**Information shown**
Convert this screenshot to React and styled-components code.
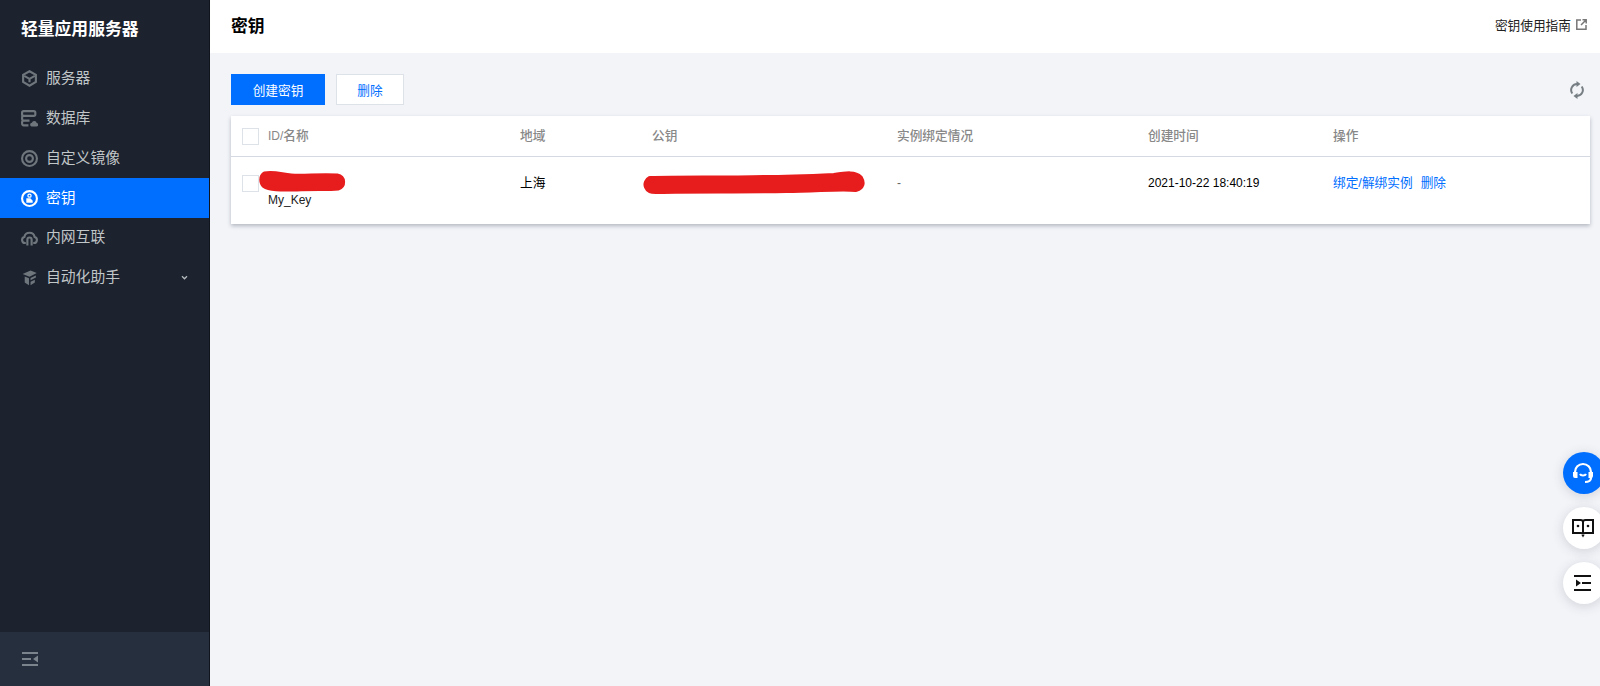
import React from "react";
import styled, { createGlobalStyle } from "styled-components";

const FONT = `"Liberation Sans", Arial, "Noto Sans CJK SC", sans-serif`;

const GlobalStyle = createGlobalStyle`
  html, body {
    margin: 0;
    height: 100%;
    overflow: hidden;
    background: #f2f4f8;
    font-family: ${FONT};
    font-size: 12px;
  }
  #root { height: 100%; }
  * { box-sizing: border-box; }
`;

const Page = styled.div`
  display: flex;
  height: 686px;
`;

// SIDEBAR
const Sidebar = styled.aside`
  width: 210px;
  flex: none;
  display: flex;
  flex-direction: column;
  background: #1c222e;
  border-right: 1px solid #10141c;
`;

const Brand = styled.div`
  height: 58px;
  padding: 0 21px 2px;
  display: flex;
  align-items: center;
  font-size: 16.8px;
  font-weight: 700;
  color: #fff;
`;

const Menu = styled.nav`
  flex: 1;
  display: flex;
  flex-direction: column;
`;

const MenuItem = styled.div`
  height: 40px;
  margin-bottom: ${(p) => (p.$tight ? "-1px" : "0")};
  padding: 0 21px;
  display: flex;
  align-items: center;
  gap: 8px;
  font-size: 14.8px;
  color: ${(p) => (p.$active ? "#fff" : "#c1c6c8")};
  background: ${(p) => (p.$active ? "#006eff" : "transparent")};
  svg.menu-icon {
    flex: none;
    color: ${(p) => (p.$active ? "#fff" : "#6f777d")};
  }
`;

const MenuLabel = styled.span`
  padding-bottom: 3px;
`;

const Chevron = styled.svg`
  margin-left: auto;
  color: #b5babd;
`;

const SideFooter = styled.div`
  height: 54px;
  padding: 0 22px;
  display: flex;
  align-items: center;
  background: #262f3e;
  color: #7b838c;
`;

// MAIN
const Main = styled.main`
  flex: 1;
  min-width: 0;
  display: flex;
  flex-direction: column;
`;

const Header = styled.header`
  height: 53px;
  flex: none;
  padding: 0 13px 4px 21px;
  display: flex;
  align-items: center;
  justify-content: space-between;
  background: #fff;
`;

const PageTitle = styled.h1`
  margin: 0;
  font-size: 16.8px;
  font-weight: 700;
  color: #000;
`;

const GuideLink = styled.div`
  display: flex;
  align-items: center;
  gap: 5px;
  font-size: 12.7px;
  color: #222;
  svg { color: #777; }
`;

const Content = styled.div`
  padding: 21px 10px 0 21px;
`;

const Toolbar = styled.div`
  display: flex;
  align-items: center;
  gap: 11px;
  height: 31px;
  margin-bottom: 11px;
`;

const Button = styled.button`
  height: 31px;
  width: ${(p) => (p.$primary ? "94px" : "68px")};
  padding: 0;
  border: 1px solid ${(p) => (p.$primary ? "#006eff" : "#dde1e8")};
  background: ${(p) => (p.$primary ? "#006eff" : "#fff")};
  color: ${(p) => (p.$primary ? "#fff" : "#006eff")};
  font: 12.7px ${FONT};
`;

const Refresh = styled.svg`
  margin-left: auto;
  margin-right: 6px;
  color: #777f85;
`;

const Table = styled.div`
  background: #fff;
  box-shadow: 0 2px 4px rgba(54, 58, 80, 0.32);
`;

const Row = styled.div`
  display: grid;
  grid-template-columns: 279px 132px 245px 251px 185px 1fr;
  height: ${(p) => (p.$head ? "41px" : "67px")};
  align-items: ${(p) => (p.$head ? "center" : "start")};
  border-bottom: ${(p) => (p.$head ? "1px solid #d4d9e2" : "none")};
  padding-top: ${(p) => (p.$head ? "0" : "17px")};
`;

const Cell = styled.div`
  position: relative;
  padding-left: 10px;
  line-height: 18px;
  font-size: ${(p) => (p.$latin ? "12px" : "12.7px")};
  color: ${(p) => (p.$head ? "#888" : p.$muted ? "#666" : "#000")};
  font-weight: ${(p) => (p.$head ? 500 : 400)};
  white-space: nowrap;
`;

const NameCell = styled(Cell)`
  display: flex;
  align-items: ${(p) => (p.$head ? "center" : "flex-start")};
  gap: 9px;
  padding-left: 11px;
`;

const Check = styled.span`
  width: 17px;
  height: 17px;
  flex: none;
  margin-top: ${(p) => (p.$body ? "1px" : "0")};
  background: #fff;
  border: 1px solid #dde1e8;
`;

const NameStack = styled.div`
  display: flex;
  flex-direction: column;
`;

const IdSlot = styled.span`
  height: 17px;
`;

const KeyName = styled.span`
  color: #222;
`;

const Zh = styled.span`
  font-size: 12.7px;
`;

// red marker strokes over the hidden values
const Redaction = styled.svg`
  position: absolute;
  left: ${(p) => p.$left}px;
  top: ${(p) => p.$top}px;
  overflow: visible;
`;

const Actions = styled.div`
  display: flex;
  gap: 8px;
`;

const Link = styled.a`
  color: #006eff;
`;

// FLOATING BUTTONS
const FloatDock = styled.div`
  position: fixed;
  right: -5px;
  top: 452px;
  display: flex;
  flex-direction: column;
  gap: 13px;
`;

const FloatButton = styled.div`
  width: 42px;
  height: 42px;
  border-radius: 50%;
  display: flex;
  align-items: center;
  justify-content: center;
  padding-right: 2px;
  background: ${(p) => (p.$primary ? "#006eff" : "#fff")};
  color: ${(p) => (p.$primary ? "#fff" : "#111")};
  box-shadow: 0 2px 12px rgba(54, 58, 80, 0.18);
`;

const Icon = ({ children }) => (
  <svg className="menu-icon" width="17" height="17" viewBox="0 0 16 16" fill="none" stroke="currentColor" strokeWidth="2">
    {children}
  </svg>
);

const menu = [
  {
    label: "服务器",
    icon: (
      <Icon>
        <path d="M8 1.2l6 3.3v6.800L8 14.800 2 11.300V4.500z" />
        <path d="M3 5.500L8 8.300l5-2.800M8 8.300v3.200" />
      </Icon>
    ),
  },
  {
    label: "数据库",
    icon: (
      <Icon>
        <rect x="1" y="1" width="12.500" height="4.500" rx="1.500" />
        <path d="M2.500 5.500C1.500 5.500 1 6.500 1 7.500S1.500 10 2.500 10H8M2.500 10C1.500 10 1 11 1 12s.5 2.500 1.500 2.500H7" />
        <path d="M9.800 15.500h4.700a1.600 1.600 0 0 0 .3-3.200 2.400 2.400 0 0 0-4.600-.3 1.800 1.800 0 0 0-.4 3.500z" fill="currentColor" stroke="none" />
      </Icon>
    ),
  },
  {
    label: "自定义镜像",
    icon: (
      <Icon>
        <circle cx="8" cy="8" r="7" />
        <circle cx="8" cy="8" r="3.200" />
      </Icon>
    ),
  },
  {
    label: "密钥",
    active: true,
    icon: (
      <Icon>
        <circle cx="8" cy="8" r="7" />
        <circle cx="8" cy="5.300" r="1.500" strokeWidth="1.200" />
        <path d="M5 7.800h3.800l2.200 2.200v2H5z" fill="currentColor" stroke="none" />
      </Icon>
    ),
  },
  {
    label: "内网互联",
    icon: (
      <Icon>
        <path d="M4.500 13.200H3.800A2.900 2.900 0 0 1 3.200 7.500 4.900 4.900 0 0 1 12.800 7.500a2.900 2.900 0 0 1-.6 5.700h-.7" />
        <path d="M6 15.500V10a2 2 0 0 1 4 0v5.500" />
      </Icon>
    ),
  },
  {
    label: "自动化助手",
    caret: true,
    icon: (
      <Icon>
        <path d="M1.500 4.800L9 1.500l5.800 2.300L8 7.200z" fill="currentColor" stroke="none" />
        <path d="M3.500 7l4 1.800v6.400l-4-2.400zM9 8.500l5-2.500v2L9 10.700zM9 12l4-2v2.800l-4 2.400z" fill="currentColor" stroke="none" />
      </Icon>
    ),
  },
];

export default function App() {
  return (
    <Page>
      <GlobalStyle />
      <Sidebar>
        <Brand>轻量应用服务器</Brand>
        <Menu>
          {menu.map((item) => (
            <MenuItem key={item.label} $active={item.active} $tight={item.label === "密钥"}>
              {item.icon}
              <MenuLabel>{item.label}</MenuLabel>
              {item.caret && (
                <Chevron width="7" height="5" viewBox="0 0 8 6" fill="none" stroke="currentColor" strokeWidth="1.600">
                  <path d="M1 1.500l3 3 3-3" />
                </Chevron>
              )}
            </MenuItem>
          ))}
        </Menu>
        <SideFooter>
          <svg width="16" height="14" viewBox="0 0 16 14" fill="currentColor">
            <path d="M0 0h16v2H0zM0 6h9v2H0zM0 12h16v2H0zM11 7l5-3.500v7z" />
          </svg>
        </SideFooter>
      </Sidebar>
      <Main>
        <Header>
          <PageTitle>密钥</PageTitle>
          <GuideLink>
            密钥使用指南
            <svg width="11" height="11" viewBox="0 0 11 11" fill="none" stroke="currentColor" strokeWidth="1.500">
              <path d="M5 1H.8v9.200H10V6M6.500.8h3.700v3.700M10 1L5 6" />
            </svg>
          </GuideLink>
        </Header>
        <Content>
          <Toolbar>
            <Button $primary>创建密钥</Button>
            <Button>删除</Button>
            <Refresh width="14" height="18" viewBox="0 0 14 18" fill="none" stroke="currentColor" strokeWidth="2">
              <path d="M2.300 12.500A6 6 0 0 1 7 3M11.700 5.500A6 6 0 0 1 7 15" />
              <path d="M6.500 0l4 3-4 3zM7.500 12l-4 3 4 3z" fill="currentColor" stroke="none" />
            </Refresh>
          </Toolbar>
          <Table>
            <Row $head>
              <NameCell $head $latin>
                <Check />
                <span>
                  ID/<Zh>名称</Zh>
                </span>
              </NameCell>
              <Cell $head>地域</Cell>
              <Cell $head>公钥</Cell>
              <Cell $head>实例绑定情况</Cell>
              <Cell $head>创建时间</Cell>
              <Cell $head>操作</Cell>
            </Row>
            <Row>
              <NameCell $latin>
                <Check $body />
                <NameStack>
                  <IdSlot />
                  <KeyName>My_Key</KeyName>
                </NameStack>
                <Redaction $left={29} $top={-4} width="86" height="20" viewBox="0 0 86 20">
                  <path d="M5 5c8-2 16 1 26 2 12 1 28-1 46 0 6 1 6 9 1 10-10 1-27 0-41 1-10 0-27 1-32-3-3-3-3-8 0-10z" fill="#e71d1d" stroke="#e71d1d" strokeWidth="7" strokeLinejoin="round" />
                </Redaction>
              </NameCell>
              <Cell>上海</Cell>
              <Cell>
                <Redaction $left={1} $top={-4} width="222" height="23" viewBox="0 0 222 23">
                  <path d="M7 9c30-1 72 0 114-1 24 0 48-1 70-2 13-2 21-3 26 2 3 5 2 9-4 11-14-2-40 1-70 1-40 1-92 0-128 1C2 22 1 12 7 9z" fill="#e71d1d" stroke="#e71d1d" strokeWidth="6" strokeLinejoin="round" />
                </Redaction>
              </Cell>
              <Cell $muted $latin>-</Cell>
              <Cell $latin>2021-10-22 18:40:19</Cell>
              <Cell>
                <Actions>
                  <Link>绑定/解绑实例</Link>
                  <Link>删除</Link>
                </Actions>
              </Cell>
            </Row>
          </Table>
        </Content>
      </Main>
      <FloatDock>
        <FloatButton $primary>
          <svg width="24" height="24" viewBox="0 0 24 24" fill="none" stroke="currentColor" strokeWidth="2.200">
            <path d="M4 15v-4a8 8 0 0 1 16 0v6c0 2-2 4-6 4" />
            <path d="M2 11h4.500v6H4a2 2 0 0 1-2-2zM17.500 11H22v4a2 2 0 0 1-2 2h-2.500z" fill="currentColor" stroke="none" />
            <path d="M9 13c1 2 5 2 6 0" />
          </svg>
        </FloatButton>
        <FloatButton>
          <svg width="22" height="20" viewBox="0 0 22 20" fill="none" stroke="currentColor" strokeWidth="2">
            <path d="M1 2h7.500c1.400 0 2.500 1 2.500 2 0-1 1.100-2 2.500-2H21v13h-8c-1 0-2 .5-2 1.500 0-1-1-1.500-2-1.500H1zM11 4v12.500" />
            <circle cx="6" cy="8" r="1.300" fill="currentColor" stroke="none" />
            <circle cx="16" cy="8" r="1.300" fill="currentColor" stroke="none" />
            <path d="M9.500 17h3L11 19.500z" fill="currentColor" stroke="none" />
          </svg>
        </FloatButton>
        <FloatButton>
          <svg width="20" height="18" viewBox="0 0 20 18" fill="currentColor">
            <path d="M1 1h17v2H1zM9 8h9v2H9zM1 15h17v2H1zM3 5.500L8 9l-5 3.500z" />
          </svg>
        </FloatButton>
      </FloatDock>
    </Page>
  );
}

**Do this**
Going through the lines above one by one, tally those with the word "components" and give only the total.

**Exercise output**
2